I NEVER write items like this. I do not normally vent. I am a great believer in fixing problems, not complaining about them. But.... Enough is enough... $1,000.00 for a 921... I became the 'beta' site for this unit. $1,000.00 for the 942... Was promised it was a quality unit... Have taken a HUGE step backwards.

If you are a technical user - don't buy this unit.

p.s.!!! Picture quality rocks!!!

p.p.s. I could list 20-30 interface issues with this system - I have only mentioned a few of the absolutely worse ones!

p.p.p.s. Have to go now... Have to confirm that my 921 is actually going to record the show it is set to!!!! (Bye)


----------



## LtMunst (Aug 24, 2005)

I was a long time TIVO user before the 942 also. Sure, the TIVO has better search functions and is a bit more intuitive than the 942 and certainly more reliable at this point. The 942 does have some of improvements over the TIVO however.

1. Record time remaining counter (Why in God's name does TIVO still refuse to include this???)
2. 1 hour vice 30 minute buffer
3. Video box allowing the continued watching of programs while using menus
4. Much quicker guide/menus
5. Better picture quality

Once your used to it, it's actually pretty easy to use. If the basic reliablilty issues are fixed, this will be a Great machine.

BTW: Since L280, the Beta testing program has been seriously stepped up. Dish is listening.


----------



## Ron Barry (Dec 10, 2002)

Cyphire

I read a number of your posts and it looks like you basically had the same thing to say about the 921, Dish customer service, and that you were moving to Cable. You even threatened to bad mouth E* through your 50 website and 200 employees. Question is why didn't you make the switch then if you are that upset over Dish? 

I have had my share of software frustrations with E* and the 921 and I understand your frustration, however I do feel that your post goes a bit over the top and unless you have personal experience with the development team I believe your conclusions in terms of their ability are ill founded. I find your impressions of the 942 compared to the 921 is the exact opposite of a number of users that have used both. 

Infact the next post from LtMunst seems to indicate this point. Have you used the 942 prior to L280 or are these impressions based on L280? Would be interesting because I have read a lot of positive posts on 942 though people seem to be feeling some pain with 2.80.

Since I don't have a 942(have a 921), I can't comment on some of the points you made.
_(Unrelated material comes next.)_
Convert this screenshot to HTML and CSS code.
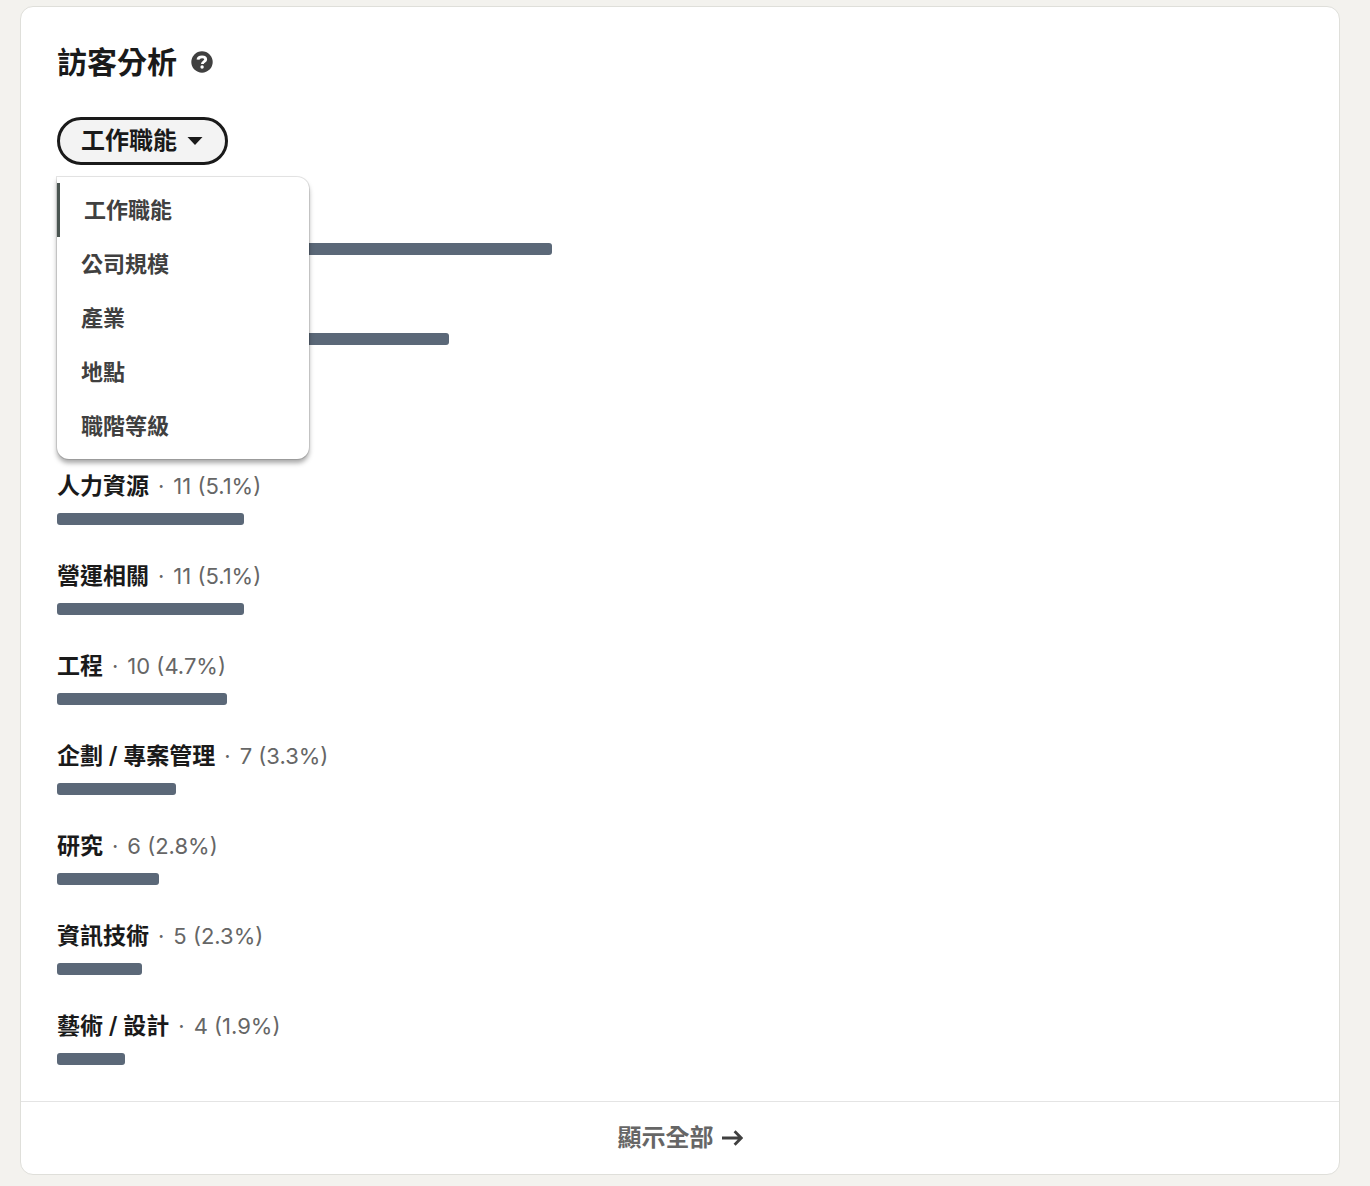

Since I have formal training in usability and UI design, I wish I have had some run time to give another opinion. From what I have read on the 942 threads, I did not get the impression the 942 is usability nightmare that you seem to indicate. From your posts you definitely have a Tivo background and I know for a fact that a Mac user moving to Windows and a Windows user moving to Mac usually incurs some level of frustration in the UI. Maybe this might be a factor in your impression to-wards the 942.

I would be very interesting in prior people opinions on the 942 vs the 921 in terms of usability. Does the 942 deliver in terms of NBR functionality?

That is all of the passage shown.